SC_CTOR(Initiator1) ...
{
  ...
  m_qk.set_global_quantum( sc_time(1, SC_US) );
  m_qk.reset();
}

tlm::tlm_quantumkeeper m_qk;

You can create as many instances of tlm_quantumkeeper as you like and they will all share the same global quantum. set_global_quantum is a static method, so after calling the method it is important to call the reset method to have the local quantum keeper object pick up the new global quantum value. The quantum keeper will now keep track of the local time offset on behalf of the initiator, that is, how far the initiator is allowed to warp time ahead of the current simulation time. When the initiator needs to consume some time, it should do so using the quantum keeper:

m_qk.inc( sc_time(100, SC_NS) );

The key insight is that this call does not advance simulation time (as returned by sc_time_stamp()), but only advances the local time offset. The initiator has become decoupled from the SystemC simulation time, and is pushing out into the future on its own. The author of the code is responsible for ensuring that things are well-behaved. The initiator needs to check explicitly whether local time has reached or passed the next quantum boundary, and if it has, to synchronize the initiator with simulation time:

if (m_qk.need_sync()) m_qk.sync();

The sync method simply calculates the period from the current simulation time to the next quantum boundary and calls wait to suspend the process for that time. If every initiator follow the same procedure, then every initiator will progress forward in time together with a time granularity given by the global quantum.
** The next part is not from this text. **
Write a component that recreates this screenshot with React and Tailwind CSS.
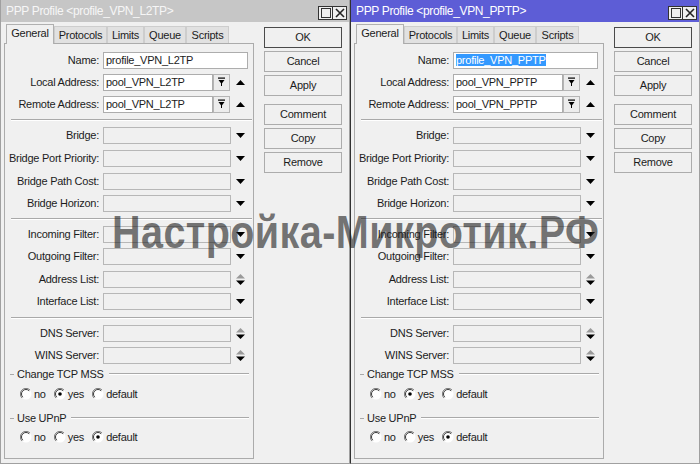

Whenever a temporally decoupled initiator calls nb_transport, it should pass the local time offset as the delay argument, again using the quantum keeper:

status = socket->nb_transport( *trans, phase, m_qk.get_local_time() );

As we have seen in previous tutorials, the target can decide whether it is able to run in temporally decoupled mode, or whether it needs to synchronize with simulation time before executing the transaction. The target makes its intentions known to the initiator through the return value from nb_transport:

switch (status) {
  case tlm::TLM_REJECTED:
  case tlm::TLM_ACCEPTED:

  m_qk.sync();
  break;

A return value of TLM_REJECTED or TLM_ACCEPTED each imply that the initiator should yield control at some point in order to allow the target to make progress. If the target has rejected the transaction now, perhaps it will be able to accept it if it is allowed to execute a little further. If the target has accepted the transaction, it is announcing its intention to send a response using the backward path, but in order to do so it must be allowed to execute. This mechanism is known as synchronization on demand. The target is asking the initiator to synchronize and thus drop out of its time warp. Synchronization on demand always has an adverse effect on simulation speed, because it means executing an extra wait.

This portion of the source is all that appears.